Purpose: We investigate patient outcome, risk of hemorrhage, and factors affecting obliteration after LINAC-based radiosurgery (RS) for cerebral arteriovenous malformations (AVM) treated after partial embolization.
Methods and materials: This analysis is based on 50 patients treated after prior embolization. According to the Spetzler-Martin criteria the AVM classification was as follows: 9 patients, Grade I (18%); 19, Grade II (38%); 18, Grade III (36%); and 4, Grade IV (8%). Median RS-based AVM score was 1.41. Median single dose was 18 Gy/ 80% isodose (range, 15-22 Gy) and median AVM volume was 4.0 cc (range, 0.2-22.6 cc). In all, 34 patients (68%) experienced hemorrhage before RS. Median follow-up was 3.1 year (range, 8.5 months to 15 years).

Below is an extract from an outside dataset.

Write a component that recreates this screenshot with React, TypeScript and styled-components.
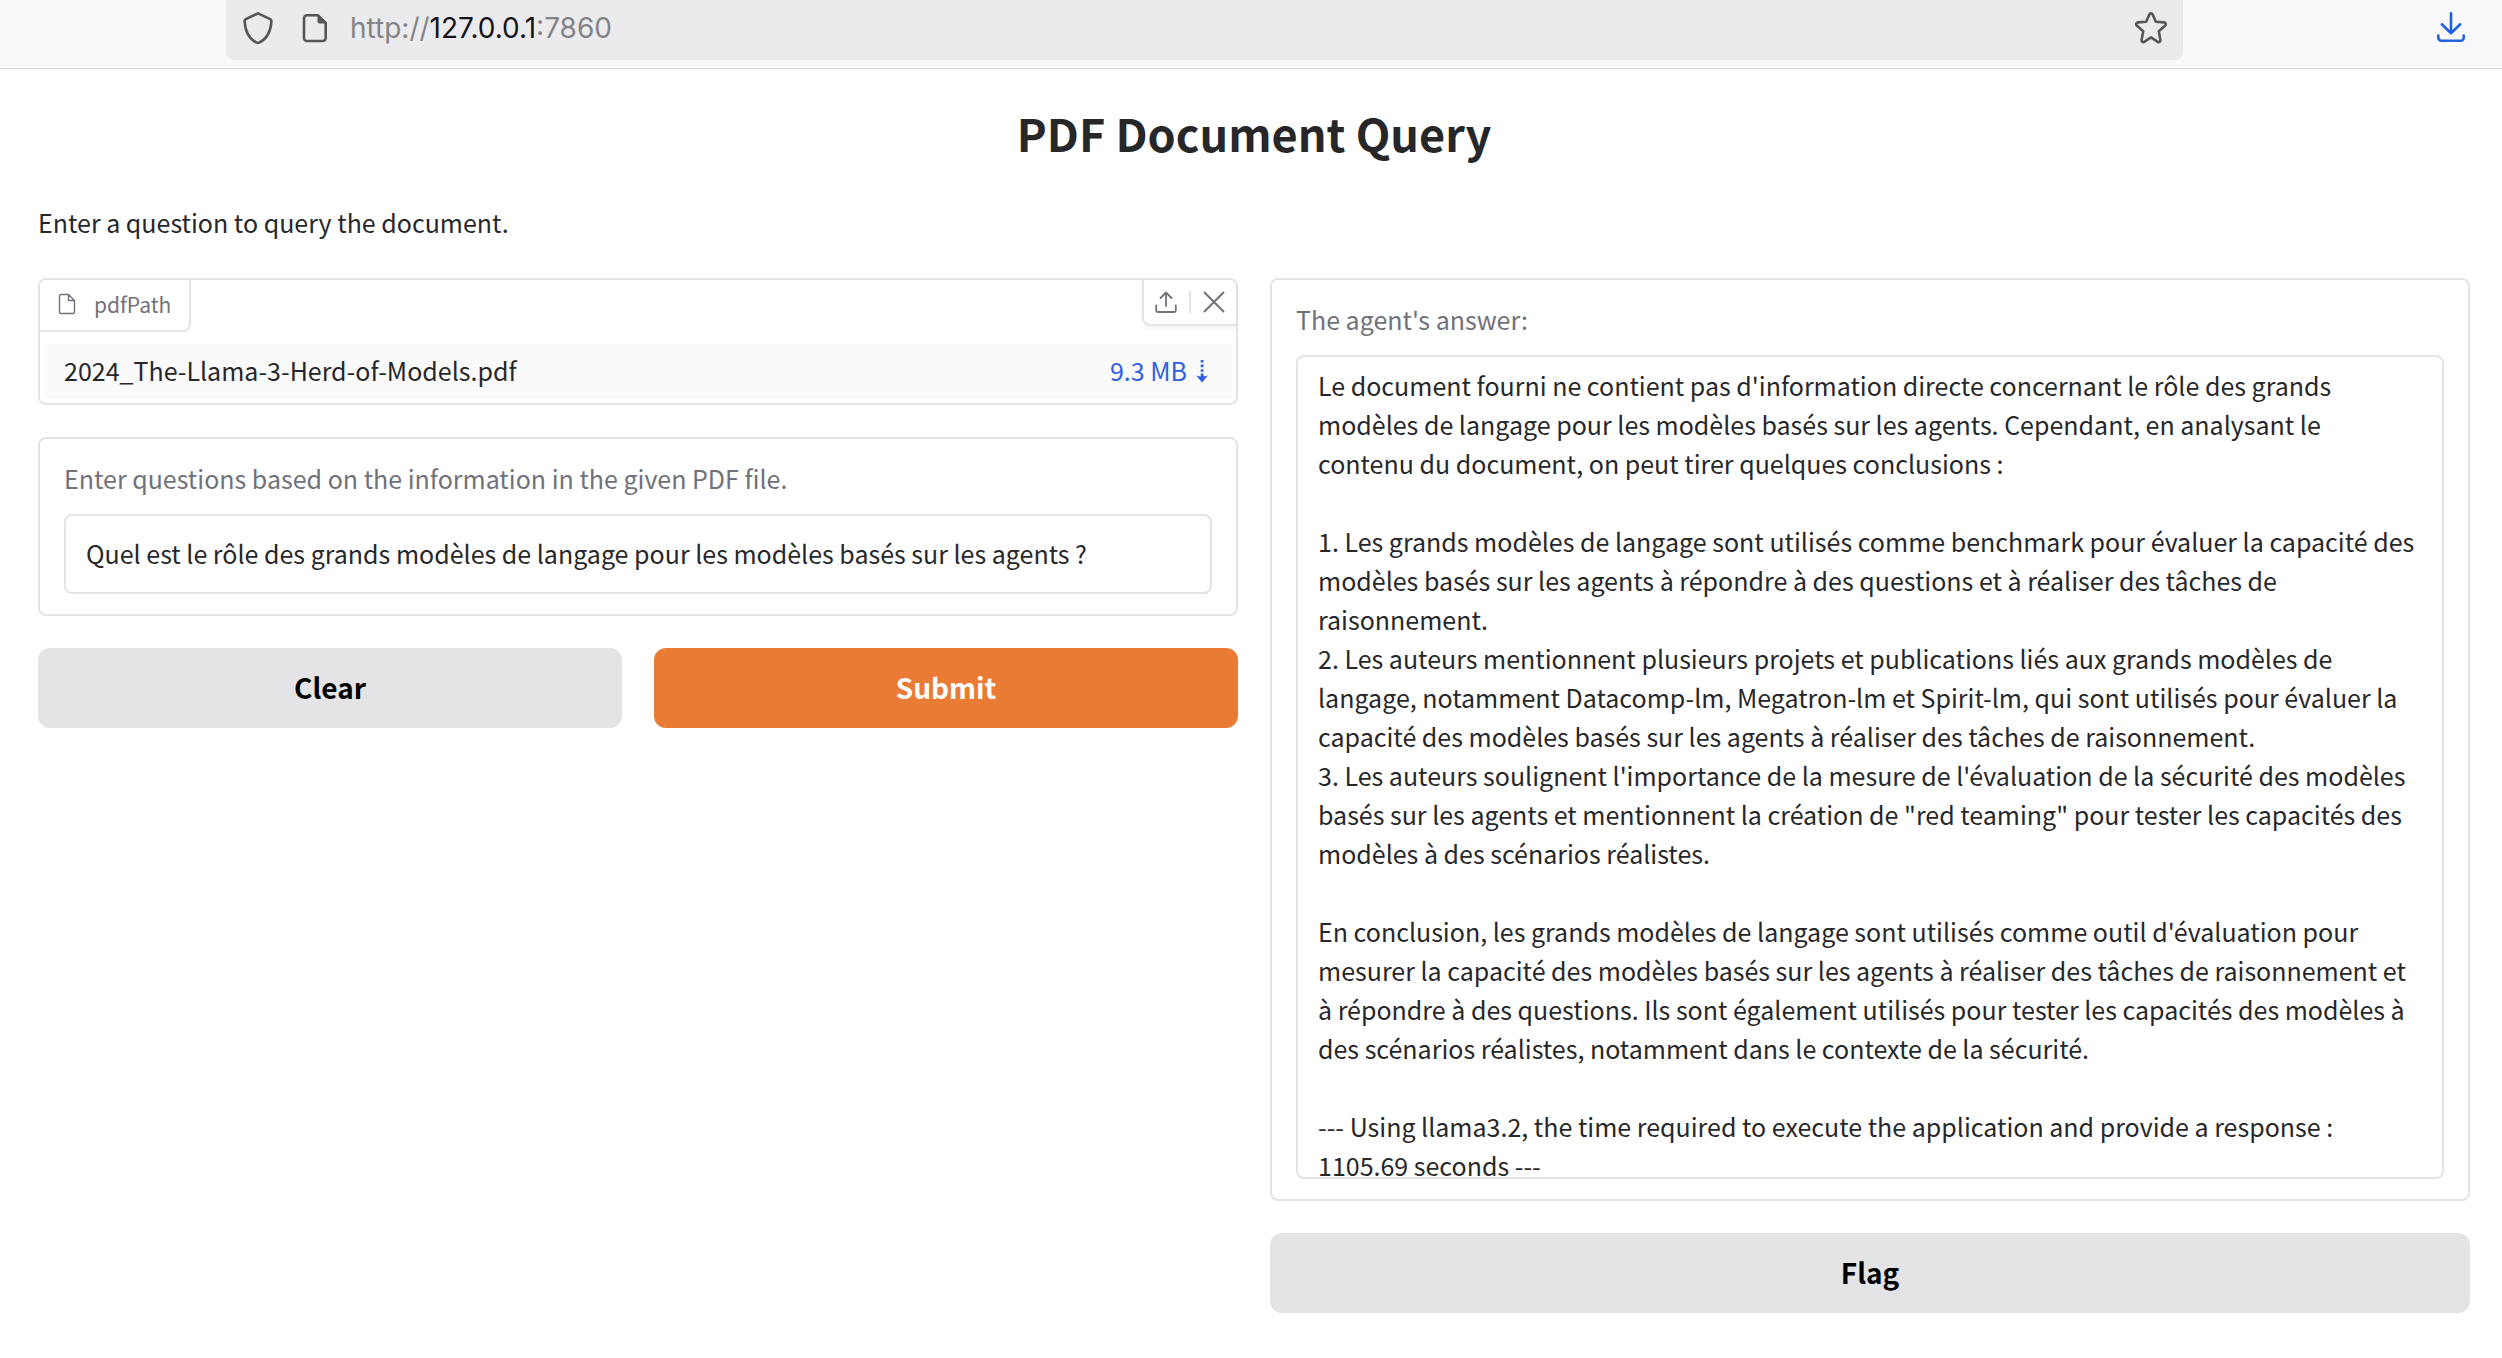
import React, { useState } from "react";
import styled, { createGlobalStyle } from "styled-components";

const sans = `"Noto Sans CJK SC", "Noto Sans", sans-serif`;
const line = "#e4e4e7";
const ink = "#27272a";
const muted = "#71717a";

const GlobalStyle = createGlobalStyle`
  *, *::before, *::after { box-sizing: border-box; }
  body { margin: 0; background: #fff; color: ${ink}; font-family: ${sans}; font-size: 25px; line-height: 39px; }
  button, input, textarea { font: inherit; color: inherit; }
  svg { display: block; flex: none; }
`;

const BrowserBar = styled.header`
  display: flex;
  align-items: flex-start;
  justify-content: space-between;
  height: 69px;
  padding: 0 35px 0 226px;
  background: #f9f9fb;
  border-bottom: 1px solid #d9d9de;
`;

const AddressBar = styled.div`
  flex: 1;
  display: flex;
  align-items: center;
  height: 60px;
  margin-right: 252px;
  padding: 0 15px 4px 16px;
  background: #ebebed;
  border-radius: 0 0 8px 8px;
`;

const Address = styled.div`
  flex: 1;
  margin-left: 22px;
  font-family: Inter, sans-serif;
  font-size: 28px;
  color: #848486;
`;

const Host = styled.span`
  color: #15141a;
`;

const IconButton = styled.button<{ $gap?: number }>`
  display: flex;
  margin: 0 0 0 ${(p) => p.$gap ?? 0}px;
  padding: 0;
  border: 0;
  background: none;
  color: #55555a;
`;

const DownloadsButton = styled(IconButton)`
  padding-top: 11px;
  color: #1f62e0;
`;

const Page = styled.main`
  padding: 32px 32px 45px 38px;
`;

const Title = styled.h1`
  margin: 0 0 38px;
  font-size: 45px;
  line-height: 64px;
  font-weight: 700;
  text-align: center;
`;

const Description = styled.p`
  margin: 0 0 36px;
`;

const Columns = styled.div`
  display: grid;
  grid-template-columns: 1fr 1fr;
  align-items: start;
  gap: 32px;
`;

const Column = styled.section`
  display: flex;
  flex-direction: column;
  gap: 32px;
  min-width: 0;
`;

const Block = styled.div`
  border: 2px solid ${line};
  border-radius: 8px;
  background: #fff;
`;

const FileHeader = styled.div`
  display: flex;
  align-items: flex-start;
  justify-content: space-between;
`;

const FileLabel = styled.div`
  display: flex;
  align-items: center;
  gap: 18px;
  height: 52px;
  padding: 0 18px 2px;
  border: solid ${line};
  border-width: 0 2px 2px 0;
  border-radius: 0 0 8px 0;
  font-size: 21px;
  color: ${muted};
`;

const FileActions = styled.div`
  display: flex;
  align-items: center;
  gap: 12px;
  height: 46px;
  padding: 0 11px;
  border: solid ${line};
  border-width: 0 0 2px 2px;
  border-radius: 0 0 0 8px;
  box-shadow: 0 2px 4px rgba(0, 0, 0, 0.05);
`;

const Divider = styled.span`
  width: 2px;
  height: 22px;
  background: ${line};
`;

const FileAction = styled(IconButton)`
  color: ${muted};
`;

const FileRow = styled.div`
  display: flex;
  align-items: center;
  justify-content: space-between;
  height: 55px;
  margin: 12px 4px 4px;
  padding: 0 24px 2px 20px;
  background: #fafafa;
`;

const FileLink = styled.a`
  display: flex;
  align-items: center;
  gap: 9px;
  color: #2f5fe3;
  text-decoration: none;
`;

const Field = styled(Block)`
  display: flex;
  flex-direction: column;
  padding: 20px 24px;
`;

const FieldLabel = styled.label`
  margin-bottom: 16px;
  color: ${muted};
`;

const boxed = `
  display: block;
  width: 100%;
  border: 2px solid ${line};
  border-radius: 8px;
  background: #fff;
  outline: none;
`;

const TextInput = styled.input`
  ${boxed}
  height: 80px;
  padding: 0 20px 2px;
`;

const Answer = styled.textarea`
  ${boxed}
  padding: 9px 20px 31px;
  resize: none;
  overflow: hidden;
`;

const Actions = styled.div`
  display: grid;
  grid-template-columns: 1fr 1fr;
  gap: 32px;
`;

const Button = styled.button<{ $primary?: boolean }>`
  height: 80px;
  padding: 0 24px 2px;
  border: 0;
  border-radius: 12px;
  background: ${(p) => (p.$primary ? "#e97b35" : "#e4e4e6")};
  color: ${(p) => (p.$primary ? "#fff" : "#000")};
  font-size: 28px;
  font-weight: 700;
`;

const ShieldIcon = () => (
  <svg width="32" height="34" viewBox="0 0 32 34" fill="none" stroke="currentColor" strokeWidth="2.6" strokeLinejoin="round">
    <path d="M16 2.3 28.2 8.2c.9.5 1.3 1.2 1.2 2.2C28.8 20 24.5 28.2 17.2 31.7q-1.2.6-2.400 0C7.500 28.200 3.200 20 2.600 10.400c-.1-1 .3-1.700 1.200-2.200Z" />
  </svg>
);

const PageIcon = () => (
  <svg width="26" height="30" viewBox="0 0 26 30" fill="none" stroke="currentColor" strokeWidth="2.6" strokeLinejoin="round">
    <path d="M5 2.300h11L23.700 10v15a3 3 0 0 1-3 3H5a3 3 0 0 1-3-3V5.300a3 3 0 0 1 3-3Z" />
    <path d="M15.500 2v6.500a2 2 0 0 0 2 2H24Z" fill="currentColor" stroke="none" />
  </svg>
);

const StarIcon = () => (
  <svg width="34" height="34" viewBox="0 0 34 34" fill="none" stroke="currentColor" strokeWidth="2.6" strokeLinejoin="round">
    <path d="M15.300 3.500c.7-1.500 2.700-1.500 3.400 0l3.100 7.200 8.300.7c1.700.2 2.300 2 1.100 3.200l-6.400 5.600 1.600 8.900c.3 1.700-1.200 2.600-2.600 1.700L17 26.300l-6.800 4.500c-1.400.9-2.900 0-2.600-1.700l1.600-8.900-6.400-5.600c-1.200-1.200-.6-3 1.100-3.200l8.300-.7Z" />
  </svg>
);

const DownloadsIcon = () => (
  <svg width="32" height="32" viewBox="0 0 32 32" fill="none" stroke="currentColor" strokeWidth="2.6" strokeLinecap="round" strokeLinejoin="round">
    <path d="M16 2.300v20M6.800 13.300l9.200 9 9.200-9M3.300 24.500v2.200a3 3 0 0 0 3 3h19.400a3 3 0 0 0 3-3v-2.200" />
  </svg>
);

const FileIcon = () => (
  <svg width="18" height="22" viewBox="0 0 18 22" fill="none" stroke="currentColor" strokeWidth="1.4" strokeLinejoin="round">
    <path d="M10.500 1.500H3A1.500 1.500 0 0 0 1.500 3v16A1.500 1.500 0 0 0 3 20.500h12a1.500 1.500 0 0 0 1.500-1.500V7.500Zm0 0v6h6" />
  </svg>
);

const UploadIcon = () => (
  <svg width="22" height="22" viewBox="0 0 22 22" fill="none" stroke="currentColor" strokeWidth="1.8" strokeLinecap="round" strokeLinejoin="round">
    <path d="M11 15V1.500M5.500 7 11 1.500 16.500 7M1.200 14.500v5a1.500 1.500 0 0 0 1.500 1.500h16.600a1.500 1.500 0 0 0 1.500-1.500v-5" />
  </svg>
);

const CloseIcon = () => (
  <svg width="22" height="22" viewBox="0 0 22 22" fill="none" stroke="currentColor" strokeWidth="2" strokeLinecap="round">
    <path d="m1.500 1.500 19 19M20.500 1.500l-19 19" />
  </svg>
);

const ArrowIcon = () => (
  <svg width="12" height="24" viewBox="0 0 12 24" fill="currentColor">
    <path d="M4.700 1h2.800v2.600H4.700ZM4.700 5.600h2.800v2.600H4.700ZM4.700 10.200h2.800v2.600H4.700ZM4.700 14.600h2.800V18H4.700ZM.2 16.500q5.800 1.800 11.600 0L6.100 23.500Z" />
  </svg>
);

const answer = `Le document fourni ne contient pas d'information directe concernant le rôle des grands modèles de langage pour les modèles basés sur les agents. Cependant, en analysant le contenu du document, on peut tirer quelques conclusions :

1. Les grands modèles de langage sont utilisés comme benchmark pour évaluer la capacité des modèles basés sur les agents à répondre à des questions et à réaliser des tâches de raisonnement.
2. Les auteurs mentionnent plusieurs projets et publications liés aux grands modèles de langage, notamment Datacomp-lm, Megatron-lm et Spirit-lm, qui sont utilisés pour évaluer la capacité des modèles basés sur les agents à réaliser des tâches de raisonnement.
3. Les auteurs soulignent l'importance de la mesure de l'évaluation de la sécurité des modèles basés sur les agents et mentionnent la création de "red teaming" pour tester les capacités des modèles à des scénarios réalistes.

En conclusion, les grands modèles de langage sont utilisés comme outil d'évaluation pour mesurer la capacité des modèles basés sur les agents à réaliser des tâches de raisonnement et à répondre à des questions. Ils sont également utilisés pour tester les capacités des modèles à des scénarios réalistes, notamment dans le contexte de la sécurité.

--- Using llama3.2, the time required to execute the application and provide a response : 1105.69 seconds ---`;

export default function App() {
  const [question, setQuestion] = useState(
    "Quel est le rôle des grands modèles de langage pour les modèles basés sur les agents ?"
  );

  return (
    <>
      <GlobalStyle />
      <BrowserBar>
        <AddressBar>
          <IconButton aria-label="Tracking protection"><ShieldIcon /></IconButton>
          <IconButton $gap={28} aria-label="Site information"><PageIcon /></IconButton>
          <Address>http://<Host>127.0.0.1</Host>:7860</Address>
          <IconButton aria-label="Bookmark this page"><StarIcon /></IconButton>
        </AddressBar>
        <DownloadsButton aria-label="Downloads"><DownloadsIcon /></DownloadsButton>
      </BrowserBar>
      <Page>
        <Title>PDF Document Query</Title>
        <Description>Enter a question to query the document.</Description>
        <Columns>
          <Column>
            <Block>
              <FileHeader>
                <FileLabel><FileIcon />pdfPath</FileLabel>
                <FileActions>
                  <FileAction aria-label="Upload"><UploadIcon /></FileAction>
                  <Divider />
                  <FileAction aria-label="Remove"><CloseIcon /></FileAction>
                </FileActions>
              </FileHeader>
              <FileRow>
                <span>2024_The-Llama-3-Herd-of-Models.pdf</span>
                <FileLink href="#download">9.3 MB<ArrowIcon /></FileLink>
              </FileRow>
            </Block>
            <Field>
              <FieldLabel htmlFor="question">Enter questions based on the information in the given PDF file.</FieldLabel>
              <TextInput id="question" value={question} onChange={(e) => setQuestion(e.target.value)} />
            </Field>
            <Actions>
              <Button type="button" onClick={() => setQuestion("")}>Clear</Button>
              <Button type="submit" $primary>Submit</Button>
            </Actions>
          </Column>
          <Column>
            <Field>
              <FieldLabel htmlFor="answer">The agent's answer:</FieldLabel>
              <Answer id="answer" rows={20} readOnly value={answer} />
            </Field>
            <Button type="button">Flag</Button>
          </Column>
        </Columns>
      </Page>
    </>
  );
}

Results: Actuarial complete obliteration rate was 67% after 3 years and 78% after 4 years. The complete obliteration rate was significantly higher in AVM <3 cm (92% vs. 60%, p < 0.01) and in AVM Spetzler-Martin Grade I/II (90% vs. 59%, p < 0,01). Intracranial hemorrhage after RS was seen in 6 patients (12%) after 8.5 months median. Annual bleeding risk was 7.9% after 1 year and 2.2% after 2 years. It was found that AVM diameter > or =3 cm (p < 0.006), AVM volume > or =4 cc (p < 0.01), AVM score > or =1.5 (p < 0.03), and single dose <18 Gy (p < 0.03) were associated with a significant higher bleeding risk.
Conclusions: The rate of obliteration after RS in AVM treated after prior partial embolization depends on size as well as Spetzler-Martin grade. The risk of intracranial hemorrhage is not increased after RS and depends on AVM score, size, and volume, as well as on applied single dose.